Is this everything? Nope, there is much more stuff, that you have to handle as a trans woman. And now it’s time to speak about some of these things. One aspect that is becoming more and more obvious for me, is the question, if I could find a partner, that would accept me, and who I am. Male, or female, or whatever, doesn’t really matter for me, because I’m rather interested in the person, than in their sex or gender. To find a partner is a big issue, that I wasn’t able to address in the meantime. I wasn’t even able to find a person, that I could have imagined, would be a good fit for me. I had met many men and women after my coming out. Let me tell you about some of these encounters.
You can meet many guys, and all of them would be interested, only in having sex with you. The same applies to women. There seems to be a big number of people, that are curious about the body of a trans woman, but they wouldn’t really care about your feelings. It makes me feel, like they are looking only for the excitement, sexual sensation, and maybe a new experience. But, I guess they didn’t really consider to have more than one date with me. So I interrupted our acquaintances very quickly, as soon as I noticed their real intentions.

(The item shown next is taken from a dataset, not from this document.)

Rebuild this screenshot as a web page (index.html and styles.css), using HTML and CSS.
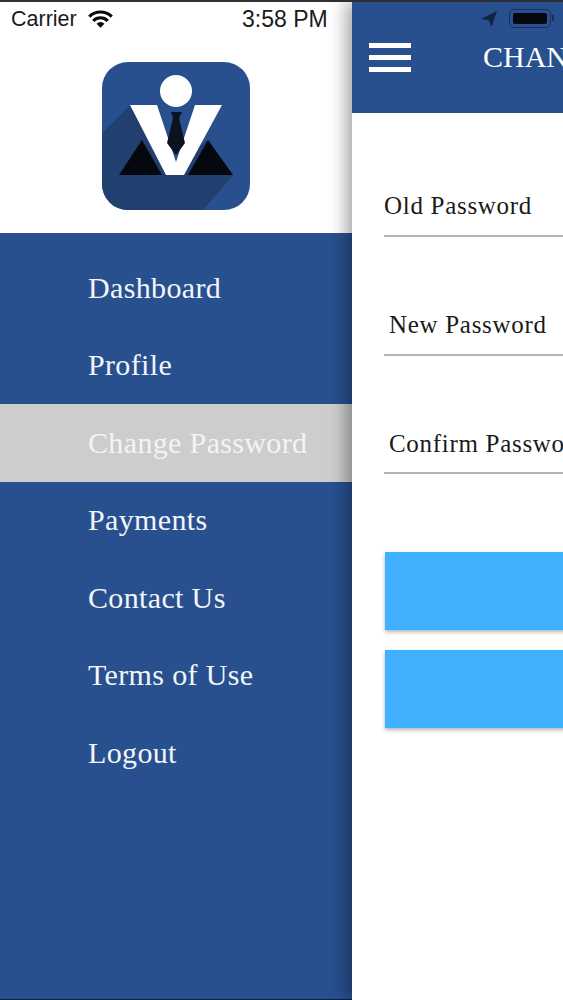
FILE: index.html
```html
<!DOCTYPE html>
<html lang="en">
<head>
  <meta charset="UTF-8" />
  <title>Change Password</title>
  <meta name="viewport" content="width=device-width, initial-scale=1.0" />
  <link rel="stylesheet" href="styles.css">
</head>
<body>
  <div class="screen">
    <aside class="drawer">
      <div class="drawer-head">
        <div class="status-left">
          <span class="carrier">Carrier</span>
          <svg class="wifi" viewBox="0 0 24 17" width="25" height="18">
            <path d="M12 17 8.2 13a5.4 5.4 0 0 1 7.6 0Z" fill="#0a0a0a"/>
            <path d="M1.2 6.2a15.4 15.4 0 0 1 21.6 0M5 10.2a10 10 0 0 1 14 0" fill="none" stroke="#0a0a0a" stroke-width="3"/>
          </svg>
          <span class="clock">3:58 PM</span>
        </div>
        <svg class="logo" viewBox="0 0 148 148" width="148" height="148">
          <defs>
            <clipPath id="logoClip"><rect width="148" height="148" rx="26"/></clipPath>
          </defs>
          <g clip-path="url(#logoClip)">
            <rect width="148" height="148" fill="#28508f"/>
            <polygon points="28,43 0,72 0,148 101,148 131,113 106,78 74,100" fill="#213f6f"/>
          </g>
          <polygon points="17,113 40,78 60,113" fill="#05080f"/>
          <polygon points="131,113 106,78 86,113" fill="#05080f"/>
          <polygon points="28,43 55,43 74,100 93,43 120,43 82,113 64,113" fill="#fff"/>
          <polygon points="69,50 80,50 77,56 83,81 74,93 65,81 71,56" fill="#0b1220"/>
          <circle cx="74" cy="29" r="16" fill="#fff"/>
        </svg>
      </div>
      <nav class="menu">
        <a class="menu-item">Dashboard</a>
        <a class="menu-item">Profile</a>
        <a class="menu-item active">Change Password</a>
        <a class="menu-item">Payments</a>
        <a class="menu-item">Contact Us</a>
        <a class="menu-item">Terms of Use</a>
        <a class="menu-item">Logout</a>
      </nav>
    </aside>
    <main class="panel">
      <header class="topbar">
        <div class="status-right">
          <svg class="arrow" viewBox="0 0 16 16" width="16" height="16">
            <path d="M16 1 0 9l7.5 1L10.5 17Z" fill="#10233f"/>
          </svg>
          <div class="battery"><span class="battery-fill"></span></div>
          <span class="battery-nub"></span>
        </div>
        <div class="title-row">
          <div class="burger"><span></span><span></span><span></span></div>
          <h1>CHANGE PASSWORD</h1>
        </div>
      </header>
      <form class="form">
        <div class="field one"><span class="label first">Old Password</span></div>
        <div class="field two"><span class="label">New Password</span></div>
        <div class="field three"><span class="label">Confirm Password</span></div>
        <div class="btn"></div>
        <div class="btn"></div>
      </form>
    </main>
  </div>
</body>
</html>
```

FILE: styles.css
```css
html, body {
  margin: 0;
  padding: 0;
  background: #fff;
}
.screen {
  display: flex;
  width: 563px;
  height: 1000px;
  overflow: hidden;
  border-top: 2px solid #2c2f35;
  box-sizing: border-box;
}
.drawer {
  width: 352px;
  flex-shrink: 0;
  display: flex;
  flex-direction: column;
}
.drawer-head {
  height: 231px;
  background: #fff;
}
.status-left {
  display: flex;
  align-items: center;
  height: 34px;
  padding-left: 11px;
  font-family: "Liberation Sans", sans-serif;
  font-size: 21.5px;
  color: #1a1a1a;
}
.carrier {
  width: 77px;
}
.clock {
  margin-left: 129px;
  font-size: 23px;
}
.logo {
  display: block;
  margin: 26px 0 0 102px;
}
.menu {
  flex: 1;
  background: #28508f;
  border-bottom: 1px solid #10203f;
}
.menu-item {
  display: flex;
  align-items: center;
  height: 77.5px;
  padding-left: 88px;
  font-family: "Liberation Serif", serif;
  font-size: 30px;
  letter-spacing: 0.35px;
  color: #f2f5fa;
}
.menu-item:first-child {
  margin-top: 16px;
}
.menu-item.active {
  background: #cdcdcd;
  color: #f4f4f4;
}
.panel {
  position: relative;
  flex: 1;
  min-width: 0;
  background: #fff;
  box-shadow: -6px 0 16px rgba(0, 0, 0, 0.35);
}
.topbar {
  height: 111px;
  background: #28508f;
}
.status-right {
  display: flex;
  align-items: center;
  height: 32px;
  padding-left: 129px;
}
.battery {
  width: 42px;
  height: 19px;
  margin-left: 12px;
  padding: 3px;
  box-sizing: border-box;
  border: 1px solid #16305a;
  border-radius: 5px;
}
.battery-fill {
  display: block;
  height: 100%;
  background: #05080f;
  border-radius: 2px;
}
.battery-nub {
  width: 2px;
  height: 6px;
  margin-left: 1px;
  background: #16305a;
}
.title-row {
  display: flex;
  align-items: center;
  padding: 6px 0 0 17px;
}
.burger {
  display: flex;
  flex-direction: column;
  gap: 7px;
  width: 42px;
  flex-shrink: 0;
}
.burger span {
  height: 5px;
  background: #fff;
}
.title-row h1 {
  margin: 0 0 0 72px;
  font-family: "Liberation Serif", serif;
  font-size: 30px;
  font-weight: 400;
  color: #fff;
  white-space: nowrap;
}
.form {
  display: flex;
  flex-direction: column;
  padding: 0 0 0 32px;
  width: 400px;
}
.field {
  display: flex;
  align-items: center;
  border-bottom: 2px solid #b5b5b5;
  box-sizing: border-box;
  font-family: "Liberation Serif", serif;
  font-size: 25px;
  letter-spacing: 0.7px;
  color: #1a1a1a;
  white-space: nowrap;
}
.one {
  height: 123.5px;
}
.two {
  height: 119.5px;
}
.three {
  height: 117.5px;
  margin-bottom: 78.5px;
}
.label {
  padding: 60px 0 0 5px;
}
.label.first {
  padding: 64px 0 0;
}
.btn {
  height: 78px;
  margin-left: 1px;
  background: #40b0ff;
  box-shadow: 0 2px 4px rgba(0, 0, 0, 0.3);
}
.btn + .btn {
  margin-top: 20px;
}
```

You can have hundreds of Tinder matches, all of them un-matching you, as soon as they realize, that you were born in the male sex. Some of them insulting you for their own failure, some without any further comments. Needless to say how many couples you can meet there, who are looking for a threesome.
To sum it up, it leaves me with the impression, that there are many people who are interested in my body, but there is little, or no people at all out there, that would be interested in a real relationship with me. It seems to be my new reality. Nothing to add here.